YOUR INSTRUCTIONS - All the data should come back exactly as it was given.

DATA PROVIDED -
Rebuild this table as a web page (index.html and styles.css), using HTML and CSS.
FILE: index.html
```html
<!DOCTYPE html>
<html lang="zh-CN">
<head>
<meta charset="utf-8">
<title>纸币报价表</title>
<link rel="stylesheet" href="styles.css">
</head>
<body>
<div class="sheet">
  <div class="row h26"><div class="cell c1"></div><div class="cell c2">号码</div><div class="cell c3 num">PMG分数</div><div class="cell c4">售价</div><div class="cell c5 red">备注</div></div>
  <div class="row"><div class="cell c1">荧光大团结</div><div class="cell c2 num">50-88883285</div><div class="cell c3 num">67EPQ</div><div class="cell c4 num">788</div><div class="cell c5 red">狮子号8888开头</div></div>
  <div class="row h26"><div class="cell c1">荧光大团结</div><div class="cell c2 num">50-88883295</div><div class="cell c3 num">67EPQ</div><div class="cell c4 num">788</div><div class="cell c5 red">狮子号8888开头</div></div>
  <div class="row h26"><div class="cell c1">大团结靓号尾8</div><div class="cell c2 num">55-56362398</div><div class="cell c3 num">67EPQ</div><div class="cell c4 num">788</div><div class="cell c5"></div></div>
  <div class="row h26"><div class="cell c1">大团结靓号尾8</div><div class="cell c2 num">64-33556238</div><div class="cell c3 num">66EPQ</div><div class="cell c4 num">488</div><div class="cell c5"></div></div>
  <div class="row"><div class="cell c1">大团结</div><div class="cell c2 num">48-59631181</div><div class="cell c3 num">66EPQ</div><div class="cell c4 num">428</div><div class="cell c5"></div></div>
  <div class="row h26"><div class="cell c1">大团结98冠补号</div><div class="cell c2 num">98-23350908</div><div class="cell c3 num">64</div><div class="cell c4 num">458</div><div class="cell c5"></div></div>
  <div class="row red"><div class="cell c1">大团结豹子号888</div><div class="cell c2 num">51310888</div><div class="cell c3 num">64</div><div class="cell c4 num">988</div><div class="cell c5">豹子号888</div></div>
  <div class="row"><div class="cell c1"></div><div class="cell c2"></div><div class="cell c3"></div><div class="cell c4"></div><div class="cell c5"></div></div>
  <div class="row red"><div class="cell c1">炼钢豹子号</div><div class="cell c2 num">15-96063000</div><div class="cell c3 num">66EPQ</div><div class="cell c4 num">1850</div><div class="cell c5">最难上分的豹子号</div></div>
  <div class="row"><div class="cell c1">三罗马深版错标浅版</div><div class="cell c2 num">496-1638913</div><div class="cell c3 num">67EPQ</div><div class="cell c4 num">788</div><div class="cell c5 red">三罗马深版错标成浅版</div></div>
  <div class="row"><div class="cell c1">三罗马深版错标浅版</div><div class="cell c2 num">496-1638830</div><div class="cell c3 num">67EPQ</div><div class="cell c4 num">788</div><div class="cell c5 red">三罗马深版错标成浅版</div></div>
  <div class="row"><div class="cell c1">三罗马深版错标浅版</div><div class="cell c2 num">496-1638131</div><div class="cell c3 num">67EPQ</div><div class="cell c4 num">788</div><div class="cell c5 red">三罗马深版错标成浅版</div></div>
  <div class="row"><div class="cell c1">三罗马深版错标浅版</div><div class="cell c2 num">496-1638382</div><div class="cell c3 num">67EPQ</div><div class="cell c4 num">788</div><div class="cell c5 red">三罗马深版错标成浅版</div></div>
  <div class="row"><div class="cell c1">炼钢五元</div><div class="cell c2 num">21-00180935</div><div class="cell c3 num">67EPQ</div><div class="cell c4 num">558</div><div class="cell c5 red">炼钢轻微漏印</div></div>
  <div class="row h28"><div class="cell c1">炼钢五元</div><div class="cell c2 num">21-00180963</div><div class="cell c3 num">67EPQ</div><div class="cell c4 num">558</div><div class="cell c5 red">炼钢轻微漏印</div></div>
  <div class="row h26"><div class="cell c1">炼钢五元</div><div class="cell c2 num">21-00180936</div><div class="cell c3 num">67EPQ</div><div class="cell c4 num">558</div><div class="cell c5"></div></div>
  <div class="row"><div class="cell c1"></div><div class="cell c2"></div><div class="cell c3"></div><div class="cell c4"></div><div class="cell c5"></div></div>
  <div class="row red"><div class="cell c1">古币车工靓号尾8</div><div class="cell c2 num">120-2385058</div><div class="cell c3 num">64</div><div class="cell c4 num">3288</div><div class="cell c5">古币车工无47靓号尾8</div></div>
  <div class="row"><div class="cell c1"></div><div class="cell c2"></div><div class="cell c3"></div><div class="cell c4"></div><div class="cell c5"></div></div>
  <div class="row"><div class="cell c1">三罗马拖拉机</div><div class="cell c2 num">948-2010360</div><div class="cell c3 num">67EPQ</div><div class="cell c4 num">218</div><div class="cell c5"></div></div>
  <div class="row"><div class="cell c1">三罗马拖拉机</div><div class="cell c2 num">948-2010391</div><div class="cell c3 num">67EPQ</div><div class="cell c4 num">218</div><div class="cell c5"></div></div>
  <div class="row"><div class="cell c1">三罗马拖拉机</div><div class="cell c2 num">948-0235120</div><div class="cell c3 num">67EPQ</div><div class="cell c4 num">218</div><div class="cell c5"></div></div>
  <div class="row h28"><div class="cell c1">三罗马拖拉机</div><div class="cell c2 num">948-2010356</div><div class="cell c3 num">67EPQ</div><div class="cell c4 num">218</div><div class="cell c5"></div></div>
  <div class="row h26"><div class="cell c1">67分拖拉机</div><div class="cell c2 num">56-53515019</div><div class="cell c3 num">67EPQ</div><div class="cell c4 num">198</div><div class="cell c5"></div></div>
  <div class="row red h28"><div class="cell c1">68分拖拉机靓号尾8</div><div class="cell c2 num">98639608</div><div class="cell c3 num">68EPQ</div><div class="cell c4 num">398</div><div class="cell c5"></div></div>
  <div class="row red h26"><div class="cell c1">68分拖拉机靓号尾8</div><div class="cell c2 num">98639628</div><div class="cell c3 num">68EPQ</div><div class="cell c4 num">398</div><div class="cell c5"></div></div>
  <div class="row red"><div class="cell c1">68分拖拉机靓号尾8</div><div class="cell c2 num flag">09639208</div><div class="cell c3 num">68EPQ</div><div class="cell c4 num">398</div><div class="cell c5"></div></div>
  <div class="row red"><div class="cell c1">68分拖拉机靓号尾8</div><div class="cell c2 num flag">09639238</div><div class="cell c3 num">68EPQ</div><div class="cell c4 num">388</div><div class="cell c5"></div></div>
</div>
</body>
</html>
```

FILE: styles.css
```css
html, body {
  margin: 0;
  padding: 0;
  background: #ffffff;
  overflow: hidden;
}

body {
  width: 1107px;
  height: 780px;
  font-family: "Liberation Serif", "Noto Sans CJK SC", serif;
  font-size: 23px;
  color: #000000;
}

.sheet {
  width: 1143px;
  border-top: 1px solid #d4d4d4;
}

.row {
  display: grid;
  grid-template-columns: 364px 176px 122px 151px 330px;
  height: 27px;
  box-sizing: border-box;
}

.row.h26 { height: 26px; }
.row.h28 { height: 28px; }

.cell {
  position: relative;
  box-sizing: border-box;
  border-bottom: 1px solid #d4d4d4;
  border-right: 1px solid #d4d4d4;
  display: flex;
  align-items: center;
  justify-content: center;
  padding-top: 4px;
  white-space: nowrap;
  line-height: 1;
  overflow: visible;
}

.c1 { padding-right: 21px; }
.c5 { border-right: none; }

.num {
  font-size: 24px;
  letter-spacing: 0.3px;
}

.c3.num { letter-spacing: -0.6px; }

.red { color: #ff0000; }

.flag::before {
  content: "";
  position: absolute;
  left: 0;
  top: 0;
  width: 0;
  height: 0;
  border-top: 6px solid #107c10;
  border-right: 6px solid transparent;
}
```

EXERCISE ANSWER -
Rebuild this table as a web page (index.html and styles.css), using HTML and CSS.
FILE: index.html
```html
<!DOCTYPE html>
<html lang="zh-CN">
<head>
<meta charset="utf-8">
<title>纸币报价表</title>
<link rel="stylesheet" href="styles.css">
</head>
<body>
<div class="sheet">
  <div class="row h26"><div class="cell c1"></div><div class="cell c2">号码</div><div class="cell c3 num">PMG分数</div><div class="cell c4">售价</div><div class="cell c5 red">备注</div></div>
  <div class="row"><div class="cell c1">荧光大团结</div><div class="cell c2 num">50-88883285</div><div class="cell c3 num">67EPQ</div><div class="cell c4 num">788</div><div class="cell c5 red">狮子号8888开头</div></div>
  <div class="row h26"><div class="cell c1">荧光大团结</div><div class="cell c2 num">50-88883295</div><div class="cell c3 num">67EPQ</div><div class="cell c4 num">788</div><div class="cell c5 red">狮子号8888开头</div></div>
  <div class="row h26"><div class="cell c1">大团结靓号尾8</div><div class="cell c2 num">55-56362398</div><div class="cell c3 num">67EPQ</div><div class="cell c4 num">788</div><div class="cell c5"></div></div>
  <div class="row h26"><div class="cell c1">大团结靓号尾8</div><div class="cell c2 num">64-33556238</div><div class="cell c3 num">66EPQ</div><div class="cell c4 num">488</div><div class="cell c5"></div></div>
  <div class="row"><div class="cell c1">大团结</div><div class="cell c2 num">48-59631181</div><div class="cell c3 num">66EPQ</div><div class="cell c4 num">428</div><div class="cell c5"></div></div>
  <div class="row h26"><div class="cell c1">大团结98冠补号</div><div class="cell c2 num">98-23350908</div><div class="cell c3 num">64</div><div class="cell c4 num">458</div><div class="cell c5"></div></div>
  <div class="row red"><div class="cell c1">大团结豹子号888</div><div class="cell c2 num">51310888</div><div class="cell c3 num">64</div><div class="cell c4 num">988</div><div class="cell c5">豹子号888</div></div>
  <div class="row"><div class="cell c1"></div><div class="cell c2"></div><div class="cell c3"></div><div class="cell c4"></div><div class="cell c5"></div></div>
  <div class="row red"><div class="cell c1">炼钢豹子号</div><div class="cell c2 num">15-96063000</div><div class="cell c3 num">66EPQ</div><div class="cell c4 num">1850</div><div class="cell c5">最难上分的豹子号</div></div>
  <div class="row"><div class="cell c1">三罗马深版错标浅版</div><div class="cell c2 num">496-1638913</div><div class="cell c3 num">67EPQ</div><div class="cell c4 num">788</div><div class="cell c5 red">三罗马深版错标成浅版</div></div>
  <div class="row"><div class="cell c1">三罗马深版错标浅版</div><div class="cell c2 num">496-1638830</div><div class="cell c3 num">67EPQ</div><div class="cell c4 num">788</div><div class="cell c5 red">三罗马深版错标成浅版</div></div>
  <div class="row"><div class="cell c1">三罗马深版错标浅版</div><div class="cell c2 num">496-1638131</div><div class="cell c3 num">67EPQ</div><div class="cell c4 num">788</div><div class="cell c5 red">三罗马深版错标成浅版</div></div>
  <div class="row"><div class="cell c1">三罗马深版错标浅版</div><div class="cell c2 num">496-1638382</div><div class="cell c3 num">67EPQ</div><div class="cell c4 num">788</div><div class="cell c5 red">三罗马深版错标成浅版</div></div>
  <div class="row"><div class="cell c1">炼钢五元</div><div class="cell c2 num">21-00180935</div><div class="cell c3 num">67EPQ</div><div class="cell c4 num">558</div><div class="cell c5 red">炼钢轻微漏印</div></div>
  <div class="row h28"><div class="cell c1">炼钢五元</div><div class="cell c2 num">21-00180963</div><div class="cell c3 num">67EPQ</div><div class="cell c4 num">558</div><div class="cell c5 red">炼钢轻微漏印</div></div>
  <div class="row h26"><div class="cell c1">炼钢五元</div><div class="cell c2 num">21-00180936</div><div class="cell c3 num">67EPQ</div><div class="cell c4 num">558</div><div class="cell c5"></div></div>
  <div class="row"><div class="cell c1"></div><div class="cell c2"></div><div class="cell c3"></div><div class="cell c4"></div><div class="cell c5"></div></div>
  <div class="row red"><div class="cell c1">古币车工靓号尾8</div><div class="cell c2 num">120-2385058</div><div class="cell c3 num">64</div><div class="cell c4 num">3288</div><div class="cell c5">古币车工无47靓号尾8</div></div>
  <div class="row"><div class="cell c1"></div><div class="cell c2"></div><div class="cell c3"></div><div class="cell c4"></div><div class="cell c5"></div></div>
  <div class="row"><div class="cell c1">三罗马拖拉机</div><div class="cell c2 num">948-2010360</div><div class="cell c3 num">67EPQ</div><div class="cell c4 num">218</div><div class="cell c5"></div></div>
  <div class="row"><div class="cell c1">三罗马拖拉机</div><div class="cell c2 num">948-2010391</div><div class="cell c3 num">67EPQ</div><div class="cell c4 num">218</div><div class="cell c5"></div></div>
  <div class="row"><div class="cell c1">三罗马拖拉机</div><div class="cell c2 num">948-0235120</div><div class="cell c3 num">67EPQ</div><div class="cell c4 num">218</div><div class="cell c5"></div></div>
  <div class="row h28"><div class="cell c1">三罗马拖拉机</div><div class="cell c2 num">948-2010356</div><div class="cell c3 num">67EPQ</div><div class="cell c4 num">218</div><div class="cell c5"></div></div>
  <div class="row h26"><div class="cell c1">67分拖拉机</div><div class="cell c2 num">56-53515019</div><div class="cell c3 num">67EPQ</div><div class="cell c4 num">198</div><div class="cell c5"></div></div>
  <div class="row red h28"><div class="cell c1">68分拖拉机靓号尾8</div><div class="cell c2 num">98639608</div><div class="cell c3 num">68EPQ</div><div class="cell c4 num">398</div><div class="cell c5"></div></div>
  <div class="row red h26"><div class="cell c1">68分拖拉机靓号尾8</div><div class="cell c2 num">98639628</div><div class="cell c3 num">68EPQ</div><div class="cell c4 num">398</div><div class="cell c5"></div></div>
  <div class="row red"><div class="cell c1">68分拖拉机靓号尾8</div><div class="cell c2 num flag">09639208</div><div class="cell c3 num">68EPQ</div><div class="cell c4 num">398</div><div class="cell c5"></div></div>
  <div class="row red"><div class="cell c1">68分拖拉机靓号尾8</div><div class="cell c2 num flag">09639238</div><div class="cell c3 num">68EPQ</div><div class="cell c4 num">388</div><div class="cell c5"></div></div>
</div>
</body>
</html>
```

FILE: styles.css
```css
html, body {
  margin: 0;
  padding: 0;
  background: #ffffff;
  overflow: hidden;
}

body {
  width: 1107px;
  height: 780px;
  font-family: "Liberation Serif", "Noto Sans CJK SC", serif;
  font-size: 23px;
  color: #000000;
}

.sheet {
  width: 1143px;
  border-top: 1px solid #d4d4d4;
}

.row {
  display: grid;
  grid-template-columns: 364px 176px 122px 151px 330px;
  height: 27px;
  box-sizing: border-box;
}

.row.h26 { height: 26px; }
.row.h28 { height: 28px; }

.cell {
  position: relative;
  box-sizing: border-box;
  border-bottom: 1px solid #d4d4d4;
  border-right: 1px solid #d4d4d4;
  display: flex;
  align-items: center;
  justify-content: center;
  padding-top: 4px;
  white-space: nowrap;
  line-height: 1;
  overflow: visible;
}

.c1 { padding-right: 21px; }
.c5 { border-right: none; }

.num {
  font-size: 24px;
  letter-spacing: 0.3px;
}

.c3.num { letter-spacing: -0.6px; }

.red { color: #ff0000; }

.flag::before {
  content: "";
  position: absolute;
  left: 0;
  top: 0;
  width: 0;
  height: 0;
  border-top: 6px solid #107c10;
  border-right: 6px solid transparent;
}
```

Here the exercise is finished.